Gaussian Processes are hard but fun. I learnt the most from Michael Betancourt’s tutorial. I am going to see GPs everywhere now. The method is computationally costly, however: $\mathcal{O}(n^3)$, where $n$ is the number of points at which the value of the process is to be estimated. In this case it was around 500, the number of days on which at least one relevant game was played, which meant that the model took 8-10 hours to fit. This precluded me from fitting separate correlated rapid and classical ratings.

I used this project also as an opportunity to try out cmdstanr, the new R interface to Stan. It is already better that the unwieldy rstan, everything feels simpler and more responsive, but it is not yet optimised for medium-big models like this one (which estimates ~50 players x ~500 parameters). Saving the fit to file would take additional 2-3 hours, for example. But I am not going back to rstan in a million years, and look forward to new versions.

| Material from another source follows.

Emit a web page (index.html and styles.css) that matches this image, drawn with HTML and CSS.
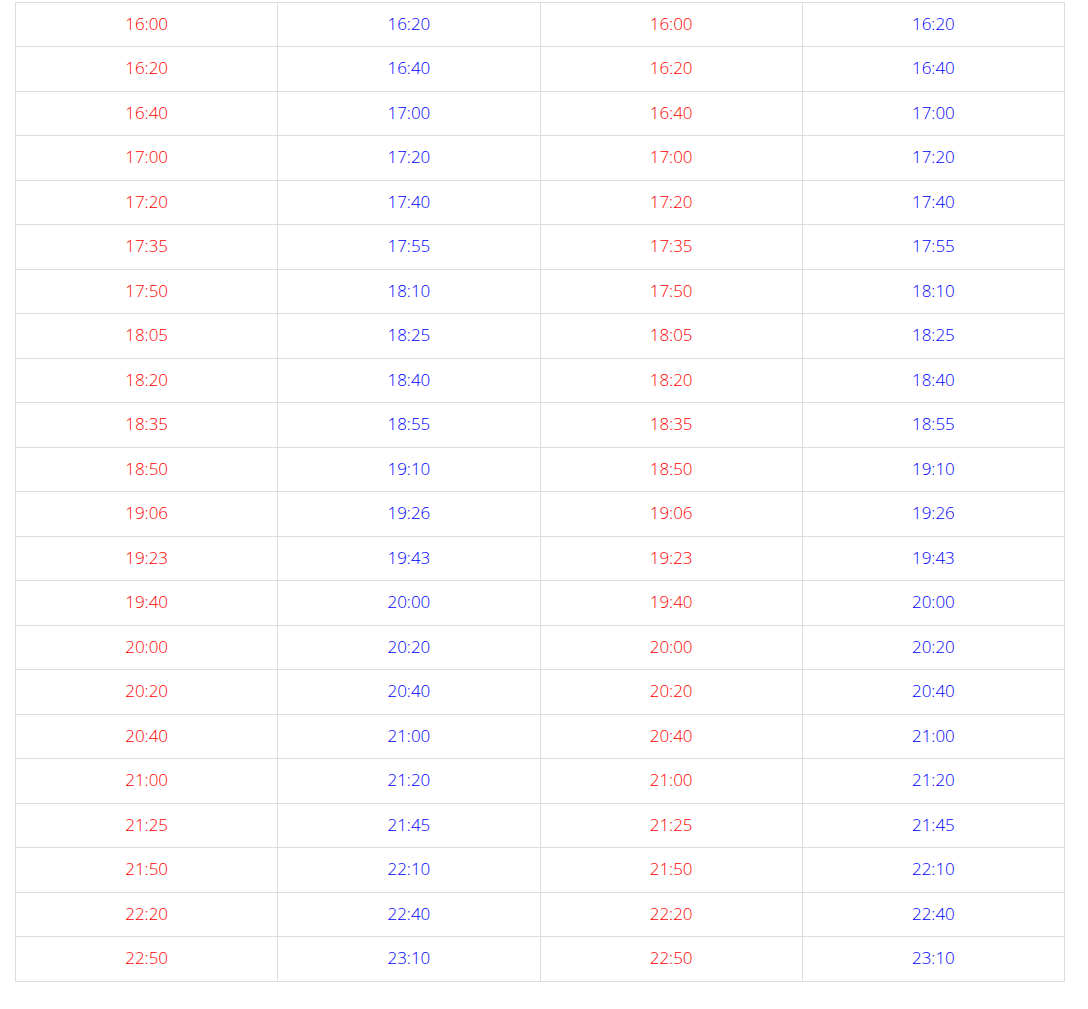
FILE: index.html
```html
<!DOCTYPE html>
<html>
<head>
<meta charset="utf-8">
<link rel="stylesheet" href="styles.css">
</head>
<body>
<div class="wrap">
<table class="timetable">
<tbody>
<tr><td class="dep">16:00</td><td class="arr">16:20</td><td class="dep">16:00</td><td class="arr">16:20</td></tr>
<tr><td class="dep">16:20</td><td class="arr">16:40</td><td class="dep">16:20</td><td class="arr">16:40</td></tr>
<tr><td class="dep">16:40</td><td class="arr">17:00</td><td class="dep">16:40</td><td class="arr">17:00</td></tr>
<tr><td class="dep">17:00</td><td class="arr">17:20</td><td class="dep">17:00</td><td class="arr">17:20</td></tr>
<tr><td class="dep">17:20</td><td class="arr">17:40</td><td class="dep">17:20</td><td class="arr">17:40</td></tr>
<tr><td class="dep">17:35</td><td class="arr">17:55</td><td class="dep">17:35</td><td class="arr">17:55</td></tr>
<tr><td class="dep">17:50</td><td class="arr">18:10</td><td class="dep">17:50</td><td class="arr">18:10</td></tr>
<tr><td class="dep">18:05</td><td class="arr">18:25</td><td class="dep">18:05</td><td class="arr">18:25</td></tr>
<tr><td class="dep">18:20</td><td class="arr">18:40</td><td class="dep">18:20</td><td class="arr">18:40</td></tr>
<tr><td class="dep">18:35</td><td class="arr">18:55</td><td class="dep">18:35</td><td class="arr">18:55</td></tr>
<tr><td class="dep">18:50</td><td class="arr">19:10</td><td class="dep">18:50</td><td class="arr">19:10</td></tr>
<tr><td class="dep">19:06</td><td class="arr">19:26</td><td class="dep">19:06</td><td class="arr">19:26</td></tr>
<tr><td class="dep">19:23</td><td class="arr">19:43</td><td class="dep">19:23</td><td class="arr">19:43</td></tr>
<tr><td class="dep">19:40</td><td class="arr">20:00</td><td class="dep">19:40</td><td class="arr">20:00</td></tr>
<tr><td class="dep">20:00</td><td class="arr">20:20</td><td class="dep">20:00</td><td class="arr">20:20</td></tr>
<tr><td class="dep">20:20</td><td class="arr">20:40</td><td class="dep">20:20</td><td class="arr">20:40</td></tr>
<tr><td class="dep">20:40</td><td class="arr">21:00</td><td class="dep">20:40</td><td class="arr">21:00</td></tr>
<tr><td class="dep">21:00</td><td class="arr">21:20</td><td class="dep">21:00</td><td class="arr">21:20</td></tr>
<tr><td class="dep">21:25</td><td class="arr">21:45</td><td class="dep">21:25</td><td class="arr">21:45</td></tr>
<tr><td class="dep">21:50</td><td class="arr">22:10</td><td class="dep">21:50</td><td class="arr">22:10</td></tr>
<tr><td class="dep">22:20</td><td class="arr">22:40</td><td class="dep">22:20</td><td class="arr">22:40</td></tr>
<tr><td class="dep">22:50</td><td class="arr">23:10</td><td class="dep">22:50</td><td class="arr">23:10</td></tr>
</tbody>
</table>
</div>
</body>
</html>
```
FILE: styles.css
```css
html, body {
  margin: 0;
  padding: 0;
  background: #fff;
}
.wrap {
  padding: 1.5px 23px 0 15px;
}
.timetable {
  width: 1050px;
  border-collapse: collapse;
  table-layout: fixed;
  font-family: "Open Sans", sans-serif;
  font-size: 17px;
  font-weight: 300;
  line-height: 25.5px;
}
.timetable td {
  border: 1px solid #dddddd;
  padding: 8px 8px 10px;
  text-align: center;
}
.dep { color: #ff0000; }
.arr { color: #0000ff; }
```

This is the last hurrah of the Davidson model for chess as far as I am concerned. It has clear weaknesses that are probably partly responsible for the long sampling times. In particular, it does not distinguish between games played with white and black pieces. A better model is needed, and I am curious to see also if it will also lead to a tighter estimation of the length-scale of the Gaussian Process. Some of the lines on the Carlsen spaghetti plot do not feel plausible at all.

Lastly, I want to acknowledge Caissabase and TWIC for the data. I processed it with the straightforward bigchess package.